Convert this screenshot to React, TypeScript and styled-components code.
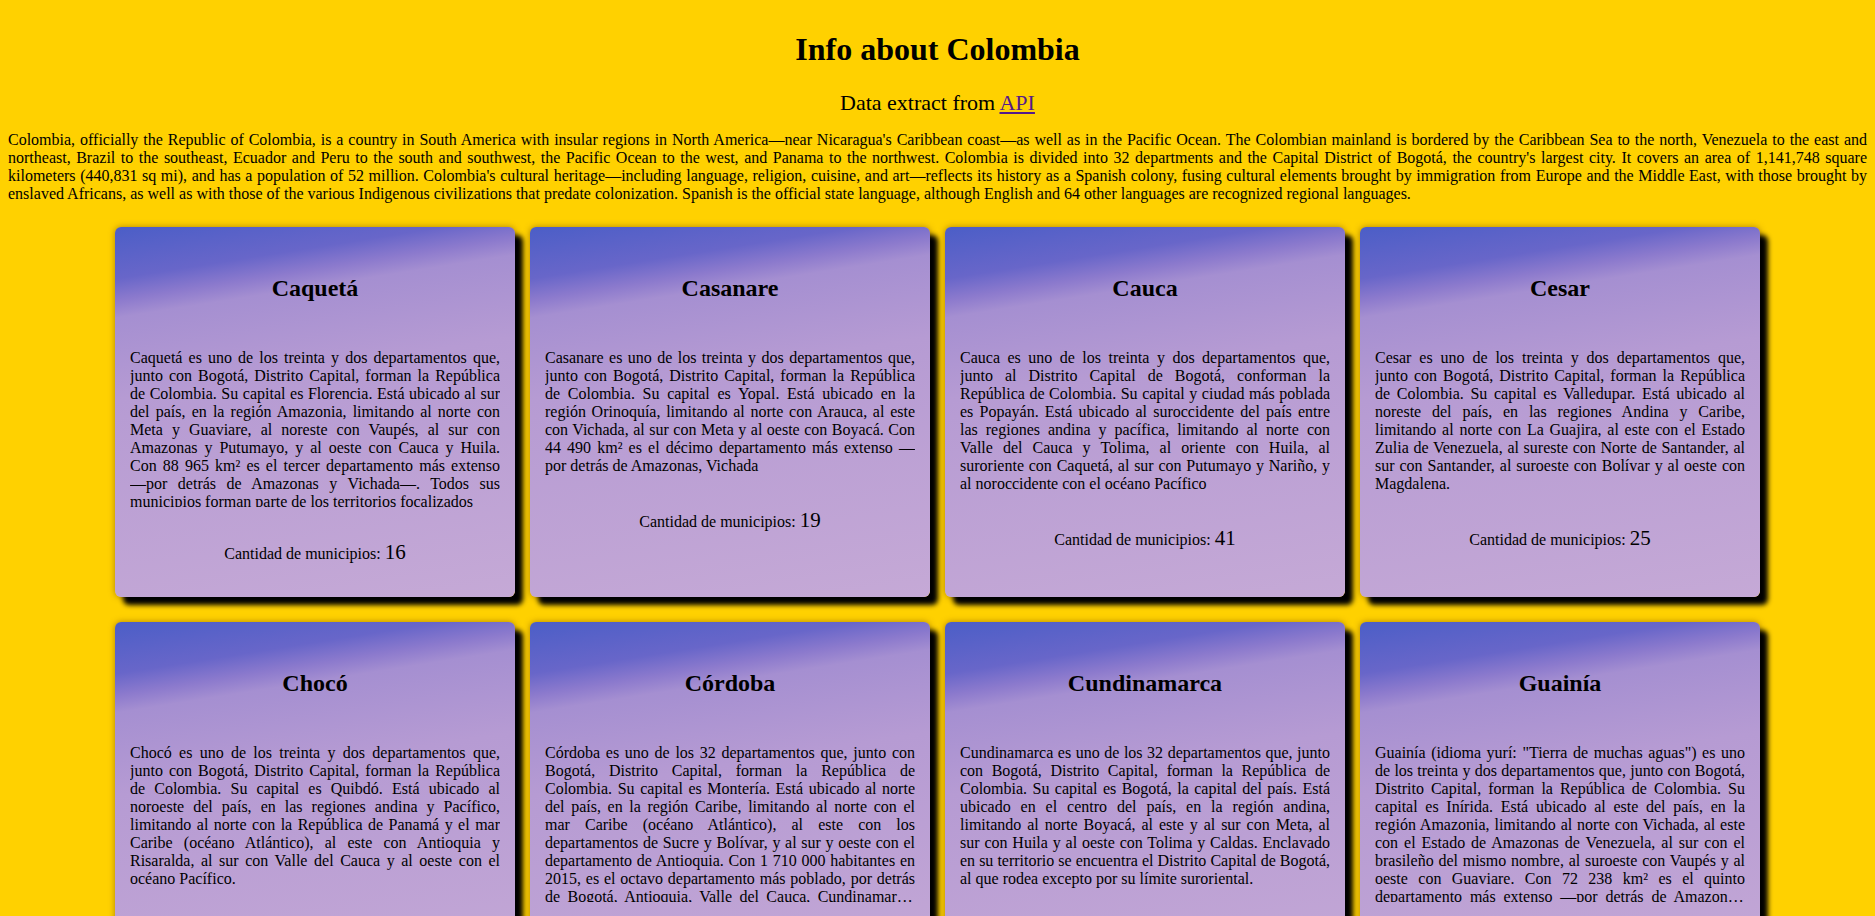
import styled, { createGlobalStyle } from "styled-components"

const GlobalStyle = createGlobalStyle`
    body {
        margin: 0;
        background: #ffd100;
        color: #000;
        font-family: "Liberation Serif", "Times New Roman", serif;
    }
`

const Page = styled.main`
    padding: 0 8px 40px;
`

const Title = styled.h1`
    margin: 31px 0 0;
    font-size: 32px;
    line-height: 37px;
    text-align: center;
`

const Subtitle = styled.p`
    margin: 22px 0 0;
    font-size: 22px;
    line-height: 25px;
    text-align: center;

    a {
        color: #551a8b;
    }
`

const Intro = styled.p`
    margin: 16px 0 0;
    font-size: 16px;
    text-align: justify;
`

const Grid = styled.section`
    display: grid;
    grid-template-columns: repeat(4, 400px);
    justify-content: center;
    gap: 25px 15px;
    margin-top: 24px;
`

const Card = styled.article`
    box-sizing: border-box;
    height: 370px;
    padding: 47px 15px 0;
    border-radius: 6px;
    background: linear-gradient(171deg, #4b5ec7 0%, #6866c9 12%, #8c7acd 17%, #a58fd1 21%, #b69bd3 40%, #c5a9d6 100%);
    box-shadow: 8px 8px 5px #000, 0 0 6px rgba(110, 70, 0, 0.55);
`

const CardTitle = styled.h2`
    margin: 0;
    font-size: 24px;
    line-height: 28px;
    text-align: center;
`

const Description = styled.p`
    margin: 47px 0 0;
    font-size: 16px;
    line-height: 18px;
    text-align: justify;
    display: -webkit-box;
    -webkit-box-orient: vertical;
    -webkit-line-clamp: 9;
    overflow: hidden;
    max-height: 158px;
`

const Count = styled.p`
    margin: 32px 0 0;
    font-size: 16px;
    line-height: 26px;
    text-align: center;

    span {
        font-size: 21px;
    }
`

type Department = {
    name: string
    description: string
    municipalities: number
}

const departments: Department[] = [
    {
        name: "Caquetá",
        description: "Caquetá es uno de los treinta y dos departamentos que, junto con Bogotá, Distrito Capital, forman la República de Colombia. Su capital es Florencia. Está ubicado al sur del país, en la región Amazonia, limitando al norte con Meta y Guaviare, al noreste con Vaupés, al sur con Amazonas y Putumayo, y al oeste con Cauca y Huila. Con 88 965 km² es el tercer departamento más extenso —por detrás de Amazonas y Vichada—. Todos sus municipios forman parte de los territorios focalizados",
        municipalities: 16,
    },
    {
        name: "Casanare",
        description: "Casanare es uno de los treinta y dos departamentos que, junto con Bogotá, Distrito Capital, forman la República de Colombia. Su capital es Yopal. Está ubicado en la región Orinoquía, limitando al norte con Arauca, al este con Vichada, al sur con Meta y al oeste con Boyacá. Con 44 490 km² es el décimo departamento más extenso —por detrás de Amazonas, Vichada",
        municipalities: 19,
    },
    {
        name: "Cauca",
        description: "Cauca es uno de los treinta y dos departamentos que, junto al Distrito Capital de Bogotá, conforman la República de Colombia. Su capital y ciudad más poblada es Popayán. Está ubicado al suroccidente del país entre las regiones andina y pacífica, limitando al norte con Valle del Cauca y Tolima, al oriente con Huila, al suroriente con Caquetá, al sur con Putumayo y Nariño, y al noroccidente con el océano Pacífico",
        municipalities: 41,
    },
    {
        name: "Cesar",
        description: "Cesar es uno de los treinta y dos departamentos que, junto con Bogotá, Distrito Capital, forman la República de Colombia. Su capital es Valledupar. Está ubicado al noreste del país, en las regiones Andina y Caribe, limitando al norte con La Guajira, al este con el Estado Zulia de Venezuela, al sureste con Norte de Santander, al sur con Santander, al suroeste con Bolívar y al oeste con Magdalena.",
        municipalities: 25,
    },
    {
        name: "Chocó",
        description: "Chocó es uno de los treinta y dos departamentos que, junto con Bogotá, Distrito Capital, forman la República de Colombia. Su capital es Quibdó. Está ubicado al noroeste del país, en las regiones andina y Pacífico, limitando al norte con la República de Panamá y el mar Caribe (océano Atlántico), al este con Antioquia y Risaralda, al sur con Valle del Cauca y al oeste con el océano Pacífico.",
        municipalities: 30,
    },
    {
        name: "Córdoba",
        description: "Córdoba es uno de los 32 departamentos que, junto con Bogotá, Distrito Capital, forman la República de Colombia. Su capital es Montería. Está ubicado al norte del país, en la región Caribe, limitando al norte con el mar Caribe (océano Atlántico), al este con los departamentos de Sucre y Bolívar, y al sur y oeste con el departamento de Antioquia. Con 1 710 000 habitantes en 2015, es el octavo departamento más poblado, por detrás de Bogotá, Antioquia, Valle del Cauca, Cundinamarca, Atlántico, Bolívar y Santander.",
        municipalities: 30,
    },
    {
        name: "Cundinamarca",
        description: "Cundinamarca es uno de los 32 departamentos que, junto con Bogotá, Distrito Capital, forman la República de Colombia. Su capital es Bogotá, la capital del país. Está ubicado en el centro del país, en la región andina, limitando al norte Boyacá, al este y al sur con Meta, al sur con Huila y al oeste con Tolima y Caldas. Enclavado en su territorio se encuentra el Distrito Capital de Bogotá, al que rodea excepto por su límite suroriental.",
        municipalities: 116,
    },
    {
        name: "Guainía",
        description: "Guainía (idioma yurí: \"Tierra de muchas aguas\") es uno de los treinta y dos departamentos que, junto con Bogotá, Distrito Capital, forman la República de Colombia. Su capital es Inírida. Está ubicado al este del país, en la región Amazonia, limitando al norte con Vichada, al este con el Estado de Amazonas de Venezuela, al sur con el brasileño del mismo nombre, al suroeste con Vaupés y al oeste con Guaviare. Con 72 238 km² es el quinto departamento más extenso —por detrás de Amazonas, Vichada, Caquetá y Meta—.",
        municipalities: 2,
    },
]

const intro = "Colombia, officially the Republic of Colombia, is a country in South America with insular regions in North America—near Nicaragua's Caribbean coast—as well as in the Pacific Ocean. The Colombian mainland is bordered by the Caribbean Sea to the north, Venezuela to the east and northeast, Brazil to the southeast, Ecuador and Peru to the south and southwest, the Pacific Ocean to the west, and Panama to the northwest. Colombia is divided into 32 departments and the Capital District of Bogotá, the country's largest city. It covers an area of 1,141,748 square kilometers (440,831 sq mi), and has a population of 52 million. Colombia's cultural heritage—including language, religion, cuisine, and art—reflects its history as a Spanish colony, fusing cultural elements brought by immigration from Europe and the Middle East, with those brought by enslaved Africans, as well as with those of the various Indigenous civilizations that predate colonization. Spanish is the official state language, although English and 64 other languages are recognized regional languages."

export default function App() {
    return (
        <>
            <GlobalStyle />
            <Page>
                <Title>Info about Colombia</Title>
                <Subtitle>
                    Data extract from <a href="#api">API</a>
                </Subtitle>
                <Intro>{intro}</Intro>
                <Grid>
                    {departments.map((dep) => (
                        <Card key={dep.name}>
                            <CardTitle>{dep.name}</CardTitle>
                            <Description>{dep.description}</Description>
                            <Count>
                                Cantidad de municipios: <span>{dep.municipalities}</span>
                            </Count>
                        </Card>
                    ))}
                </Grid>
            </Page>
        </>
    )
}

==========

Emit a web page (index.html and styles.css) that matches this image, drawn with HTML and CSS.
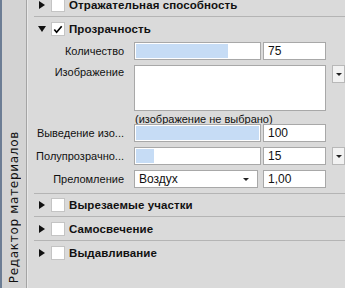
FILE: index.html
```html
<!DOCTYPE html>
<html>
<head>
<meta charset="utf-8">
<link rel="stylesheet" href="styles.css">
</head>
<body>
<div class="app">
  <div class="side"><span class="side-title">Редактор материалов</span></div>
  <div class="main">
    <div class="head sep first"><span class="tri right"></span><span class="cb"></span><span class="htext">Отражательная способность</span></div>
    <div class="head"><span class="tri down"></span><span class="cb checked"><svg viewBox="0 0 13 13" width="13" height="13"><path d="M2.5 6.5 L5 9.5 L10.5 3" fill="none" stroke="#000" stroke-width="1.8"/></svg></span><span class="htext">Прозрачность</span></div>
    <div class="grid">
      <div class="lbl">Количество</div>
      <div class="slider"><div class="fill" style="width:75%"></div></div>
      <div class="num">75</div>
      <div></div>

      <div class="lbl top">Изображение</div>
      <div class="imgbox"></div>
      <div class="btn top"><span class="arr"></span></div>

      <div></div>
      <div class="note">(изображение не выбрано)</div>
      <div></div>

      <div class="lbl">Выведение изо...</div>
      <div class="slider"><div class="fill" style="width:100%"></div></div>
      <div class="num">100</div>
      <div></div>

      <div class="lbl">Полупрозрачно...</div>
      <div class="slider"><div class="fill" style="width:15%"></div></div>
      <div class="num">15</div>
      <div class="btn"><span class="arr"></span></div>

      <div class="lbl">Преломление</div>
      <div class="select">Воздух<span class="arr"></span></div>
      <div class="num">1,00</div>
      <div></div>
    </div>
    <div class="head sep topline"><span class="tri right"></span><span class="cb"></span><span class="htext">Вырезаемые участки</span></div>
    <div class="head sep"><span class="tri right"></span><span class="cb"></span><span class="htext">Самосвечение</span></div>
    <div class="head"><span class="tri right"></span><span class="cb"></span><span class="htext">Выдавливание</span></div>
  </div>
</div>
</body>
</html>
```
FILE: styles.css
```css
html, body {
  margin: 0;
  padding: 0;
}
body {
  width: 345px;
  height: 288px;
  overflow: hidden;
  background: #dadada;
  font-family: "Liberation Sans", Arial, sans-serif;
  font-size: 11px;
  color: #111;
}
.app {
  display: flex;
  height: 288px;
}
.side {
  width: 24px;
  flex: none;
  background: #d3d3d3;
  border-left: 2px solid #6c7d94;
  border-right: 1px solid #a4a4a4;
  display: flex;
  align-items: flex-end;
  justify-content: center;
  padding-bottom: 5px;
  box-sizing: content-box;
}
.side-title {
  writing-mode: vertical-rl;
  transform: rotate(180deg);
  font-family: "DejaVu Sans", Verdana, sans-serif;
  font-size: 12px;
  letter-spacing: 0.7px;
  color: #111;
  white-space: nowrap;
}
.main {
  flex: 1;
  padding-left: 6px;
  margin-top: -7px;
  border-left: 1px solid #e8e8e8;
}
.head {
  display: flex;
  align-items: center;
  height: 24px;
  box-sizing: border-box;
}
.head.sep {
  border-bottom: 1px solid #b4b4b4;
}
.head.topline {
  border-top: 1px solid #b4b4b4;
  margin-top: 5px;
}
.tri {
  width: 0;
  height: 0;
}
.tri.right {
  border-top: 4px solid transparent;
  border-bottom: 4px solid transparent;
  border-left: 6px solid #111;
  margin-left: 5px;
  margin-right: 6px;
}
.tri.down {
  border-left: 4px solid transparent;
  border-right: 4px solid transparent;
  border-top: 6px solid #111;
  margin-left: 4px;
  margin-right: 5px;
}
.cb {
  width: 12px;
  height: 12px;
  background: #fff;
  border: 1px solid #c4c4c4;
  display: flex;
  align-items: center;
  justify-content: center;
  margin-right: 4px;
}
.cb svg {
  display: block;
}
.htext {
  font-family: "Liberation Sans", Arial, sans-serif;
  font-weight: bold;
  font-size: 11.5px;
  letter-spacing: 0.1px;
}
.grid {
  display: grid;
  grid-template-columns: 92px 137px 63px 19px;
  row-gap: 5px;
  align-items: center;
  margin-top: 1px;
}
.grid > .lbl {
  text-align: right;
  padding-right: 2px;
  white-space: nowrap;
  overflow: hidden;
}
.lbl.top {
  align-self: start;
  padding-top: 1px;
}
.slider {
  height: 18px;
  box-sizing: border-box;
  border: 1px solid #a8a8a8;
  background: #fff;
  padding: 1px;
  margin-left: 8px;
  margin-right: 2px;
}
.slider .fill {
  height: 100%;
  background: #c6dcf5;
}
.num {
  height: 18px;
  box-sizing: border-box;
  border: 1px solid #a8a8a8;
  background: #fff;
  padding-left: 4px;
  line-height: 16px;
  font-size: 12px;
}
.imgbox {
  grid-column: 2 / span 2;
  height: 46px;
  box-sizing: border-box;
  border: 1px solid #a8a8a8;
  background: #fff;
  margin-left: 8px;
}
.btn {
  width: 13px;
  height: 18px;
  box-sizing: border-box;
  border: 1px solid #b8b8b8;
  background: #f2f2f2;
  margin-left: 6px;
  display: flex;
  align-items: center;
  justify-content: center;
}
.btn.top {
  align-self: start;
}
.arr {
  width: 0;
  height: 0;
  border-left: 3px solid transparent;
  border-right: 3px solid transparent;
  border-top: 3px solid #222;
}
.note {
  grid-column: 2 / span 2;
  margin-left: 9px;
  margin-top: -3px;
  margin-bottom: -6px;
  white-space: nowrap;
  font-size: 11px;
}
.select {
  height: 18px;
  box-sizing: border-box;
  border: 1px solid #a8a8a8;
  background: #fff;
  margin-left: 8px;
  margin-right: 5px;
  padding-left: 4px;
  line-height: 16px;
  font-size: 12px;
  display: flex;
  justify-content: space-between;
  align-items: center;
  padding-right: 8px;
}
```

==========

*TASK DIRECTIONS*.
From the entries above, pull out each line that includes "styles".

*THE RESULT*.
Emit a web page (index.html and styles.css) that matches this image, drawn with HTML and CSS.
<link rel="stylesheet" href="styles.css">
FILE: styles.css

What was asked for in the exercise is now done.